DO THIS
Find the lines containing the word "index" and copy every one of them.

SUPPLIED INFORMATION
--- begin ---
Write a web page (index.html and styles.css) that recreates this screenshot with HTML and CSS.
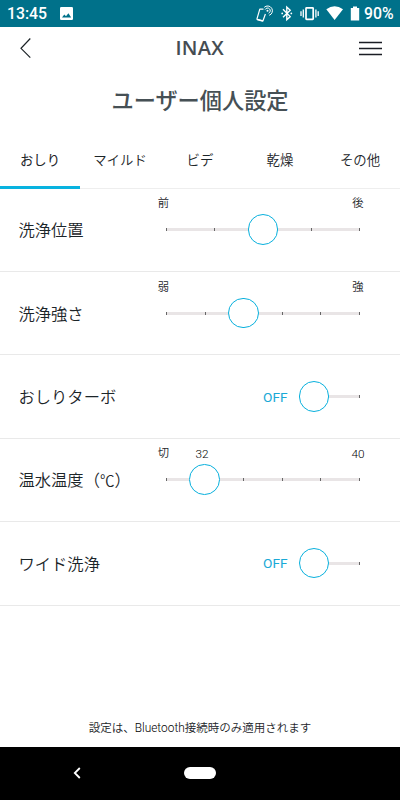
FILE: index.html
```html
<!DOCTYPE html>
<html lang="ja">
<head>
<meta charset="utf-8">
<title>ユーザー個人設定</title>
<link rel="stylesheet" href="styles.css">
</head>
<body>
<div class="screen">
  <div class="status">
    <span class="clock">13:45</span>
    <svg class="photo" width="13" height="13" viewBox="0 0 13 13"><rect width="13" height="13" rx="1.3" fill="#fff"/><path d="M2 10.5 4.3 7.4 6 9.3 8.4 6.2 11.2 10.5Z" fill="#00718a"/></svg>
    <svg class="status-icons" width="108" height="26" viewBox="0 0 108 26" fill="none" stroke="#fff">
      <path d="M7.5 9.1H3.8L.9 19.2 6.9 21 9.4 14" stroke-width="1.2" stroke-linejoin="round"/>
      <path d="M1.2 19.4 6.9 21.1" stroke-width="1.6"/>
      <circle cx="11.5" cy="10.8" r="1" fill="#fff" stroke="none"/>
      <path d="M9.1 9.6A2.7 2.7 0 1 1 12.6 13.2M8.2 7.4A4.8 4.8 0 1 1 13.2 15.3" stroke-width="1"/>
      <path d="M27 9.3 34.2 16.6 30.8 19.7V7L34.2 10.2 27 17.3" stroke-width="1.4"/>
      <path d="M26.2 13.4h.01M35.3 13.4h.01" stroke-width="1.8" stroke-linecap="round"/>
      <rect x="50" y="7.8" width="7.2" height="11.6" rx=".6" stroke-width="1.7"/>
      <path d="M47.3 9.6v8M59.9 9.6v8M45 11.3v4.8M62.2 11.3v4.8" stroke-width="1.3"/>
      <path d="M70.3 9.3Q78.6 3.4 87 9.3L78.6 20Z" fill="#fff" stroke="none"/>
      <path d="M94.8 8.1H97V6.5H101V8.1H103.2V20.6H94.8Z" fill="#fff" stroke="none"/>
    </svg>
    <span class="percent">90%</span>
  </div>
  <header class="bar">
    <svg class="back" width="12" height="22" viewBox="0 0 12 22"><path d="M10.3 1.5 1 11.3 10.3 20.7" fill="none" stroke="#1b2226" stroke-width="1.2"/></svg>
    <span class="brand">INAX</span>
    <svg class="menu" width="23" height="15" viewBox="0 0 23 15"><path d="M0 1.5H23M0 7.5H23M0 13.5H23" stroke="#1b1d24" stroke-width="1.3"/></svg>
  </header>
  <h1>ユーザー個人設定</h1>
  <nav class="tabs">
    <span class="tab active">おしり</span>
    <span class="tab">マイルド</span>
    <span class="tab">ビデ</span>
    <span class="tab">乾燥</span>
    <span class="tab">その他</span>
  </nav>
  <main>
    <section class="row">
      <span class="name">洗浄位置</span>
      <div class="slider">
        <span class="mark start">前</span><span class="mark end">後</span>
        <div class="track"><i></i><i></i><i></i><i></i><i></i><b class="thumb half"></b></div>
      </div>
    </section>
    <section class="row">
      <span class="name">洗浄強さ</span>
      <div class="slider">
        <span class="mark start">弱</span><span class="mark end">強</span>
        <div class="track"><i></i><i></i><i></i><i></i><i></i><i></i><b class="thumb two-fifths"></b></div>
      </div>
    </section>
    <section class="row">
      <span class="name">おしりターボ</span>
      <span class="off">OFF</span>
      <div class="slider toggle">
        <div class="track"><i></i><i></i><b class="thumb zero"></b></div>
      </div>
    </section>
    <section class="row">
      <span class="name">温水温度（<span class="unit">℃</span>）</span>
      <div class="slider">
        <span class="mark start">切</span><span class="mark fifth">32</span><span class="mark end">40</span>
        <div class="track"><i></i><i></i><i></i><i></i><i></i><i></i><b class="thumb one-fifth"></b></div>
      </div>
    </section>
    <section class="row">
      <span class="name">ワイド洗浄</span>
      <span class="off">OFF</span>
      <div class="slider toggle">
        <div class="track"><i></i><i></i><b class="thumb zero"></b></div>
      </div>
    </section>
  </main>
  <p class="note">設定は、<span class="latin">Bluetooth</span>接続時のみ適用されます</p>
  <footer class="navbar">
    <svg class="nav-back" width="8" height="12" viewBox="0 0 8 12"><path d="M6.8 1 1.8 6 6.8 11" fill="none" stroke="#fff" stroke-width="1.8"/></svg>
    <span class="home"></span>
    <span class="spacer"></span>
  </footer>
</div>
</body>
</html>
```
FILE: styles.css
```css
* { box-sizing: border-box; }
body {
  margin: 0;
  background: #fff;
  color: #1c2529;
  font-family: Roboto, "Noto Sans CJK JP", sans-serif;
  font-weight: 350;
}
.screen {
  width: 400px;
  height: 800px;
  display: flex;
  flex-direction: column;
  overflow: hidden;
}
svg { display: block; flex: none; }
.status {
  height: 26.5px;
  flex: none;
  display: flex;
  align-items: center;
  padding: 0 7px;
  background: #00718a;
  color: #fff;
  font-size: 15.8px;
  font-weight: 500;
  line-height: 26px;
}
.clock { width: 53px; padding-top: 2px; }
.photo { margin-top: 1px; }
.status-icons { margin-left: auto; }
.percent { padding-top: 2px; width: 29px; }
.bar {
  height: 43.5px;
  flex: none;
  display: flex;
  align-items: center;
  justify-content: space-between;
  padding: 0 18px 0 19.5px;
}
.back { width: 12px; margin-right: 9px; }
.brand {
  font-family: "Open Sans", sans-serif;
  font-weight: 600;
  font-size: 20px;
  line-height: 26px;
  letter-spacing: .3px;
  color: #454c52;
}
h1 {
  margin: 0;
  height: 62px;
  flex: none;
  line-height: 58px;
  text-align: center;
  font-family: "Noto Sans CJK JP", sans-serif;
  font-size: 22.2px;
  font-weight: 500;
  color: #465055;
}
.tabs {
  height: 56.6px;
  flex: none;
  display: grid;
  grid-template-columns: repeat(5, 1fr);
  border-bottom: 1px solid #eee;
}
.tab {
  height: 56.6px;
  line-height: 55px;
  text-align: center;
  font-family: "Noto Sans CJK JP", sans-serif;
  font-size: 13.4px;
  font-weight: 350;
}
.tab.active { border-bottom: 3px solid #08b3e0; font-weight: 400; }
.row {
  height: 83.4px;
  display: flex;
  align-items: center;
  padding: 0 40px 0 18.5px;
  border-bottom: 1px solid #e9e9e9;
}
.name {
  flex: 1;
  padding-bottom: 1px;
  font-family: "Noto Sans CJK JP", sans-serif;
  font-size: 16.3px;
  line-height: 24px;
  white-space: nowrap;
}
.unit { font-size: 14.5px; line-height: 1; }
.slider { position: relative; width: 194px; }
.slider.toggle { width: 46px; }
.track {
  height: 3px;
  display: flex;
  justify-content: space-between;
  position: relative;
  background: #e9e5e6;
}
.track i { width: 1px; height: 3px; background: #666; }
.thumb {
  position: absolute;
  top: -14px;
  width: 30.5px;
  height: 30.5px;
  margin-left: -15.5px;
  border: 1.3px solid #08b0dd;
  border-radius: 50%;
  background: #fff;
}
.zero { left: 0; }
.one-fifth { left: 20%; }
.two-fifths { left: 40%; }
.half { left: 50%; }
.mark {
  position: absolute;
  top: -32px;
  width: 40px;
  margin-left: -20px;
  text-align: center;
  font-size: 11.3px;
  line-height: 16px;
}
.start { left: -2.5px; }
.fifth { left: 36px; }
.end { left: 192px; }
.fifth, .fifth + .end { font-size: 11.8px; color: #000; }
.off { width: 51px; font-size: 13.7px; font-weight: 400; color: #19a9d6; }
.note {
  margin: auto 0 9px;
  text-align: center;
  font-size: 11.5px;
  line-height: 20px;
}
.latin { font-size: 11.9px; color: #000; }
.navbar {
  height: 53.5px;
  flex: none;
  display: flex;
  align-items: center;
  justify-content: space-between;
  padding: 0 73px;
  background: #000;
}
.home { width: 32px; height: 12px; border-radius: 6px; background: #fff; }
.spacer { width: 8px; }
```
--- end ---
ANSWER
Write a web page (index.html and styles.css) that recreates this screenshot with HTML and CSS.
FILE: index.html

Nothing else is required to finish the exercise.